如何生成扁平列表列表的所有排列？

Question

How to generate all permutations of the flattened list of lists in Python, ... such that the order in the lists is maintained?

Example;

input;

[[1,2], [3]]

output;

[1,2,3]
[1,3,2]
[3,1,2]

1 is always before 2 in the permutations.

Answer 1

IIUC, you could model this as finding all topological sorts in a DAG , so I suggest you use networkx, for example:

import itertools
import networkx as nx

data = [[1,2], [3]]
edges = [edge for ls in data for edge in zip(ls, ls[1:])]

# this creates a graph from the edges (e.g. [1, 2])
dg = nx.DiGraph(edges)

# add all the posible nodes (e.g. {1, 2, 3})
dg.add_nodes_from(set(itertools.chain.from_iterable(data)))

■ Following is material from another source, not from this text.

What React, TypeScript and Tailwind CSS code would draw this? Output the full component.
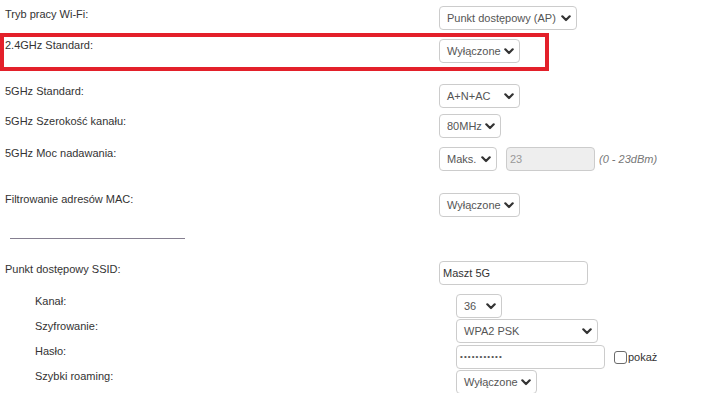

print(list(nx.all_topological_sorts(dg)))

Output

[[3, 1, 2], [1, 2, 3], [1, 3, 2]]

For the input provided, the following DiGraph is created:

Nodes: [1, 2, 3], Edges: [(1, 2)]

A topological sorting imposes the constraint that 1 is always going to be present before 2 . More on all topological sortings can be found, here .

Answer 2

Interesting problem; I'm not sure whether there is a builtin in itertools for this, but this would seem to work:

Code:

l = [[1,2], [3]]

# Create list containing indexes of sublists by the number of elements in that
# sublist - in this case [0, 0, 1]
l2 = [y for i, x in enumerate(l) for y in [i]*len(x)]

rv = []

# For every unique permutation of l2:
for x in set(itertools.permutations(l2)):
    l = [[1,2], [3]]
    perm = []
    # Create a permutation from l popping the first item of a sublist when
    # we come across that sublist's index
    for i in x:
        perm.append(l[i].pop(0))
    rv.append(tuple(perm))

Output:

>>> rv
[(3, 1, 2), (1, 3, 2), (1, 2, 3)]

Answer 3

Starting from the permutations generator, filter by checking that all input sublists are sublists of the permutations. Sublist function from here .

l = [[1,2], [3]]

def sublist(lst1, lst2):
   ls1 = [element for element in lst1 if element in lst2]
   ls2 = [element for element in lst2 if element in lst1]
   return ls1 == ls2

[perm for perm in itertools.permutations(itertools.chain.from_iterable(l))
 if all(sublist(l_el, perm) for l_el in l)]

[(1, 2, 3), (1, 3, 2), (3, 1, 2)]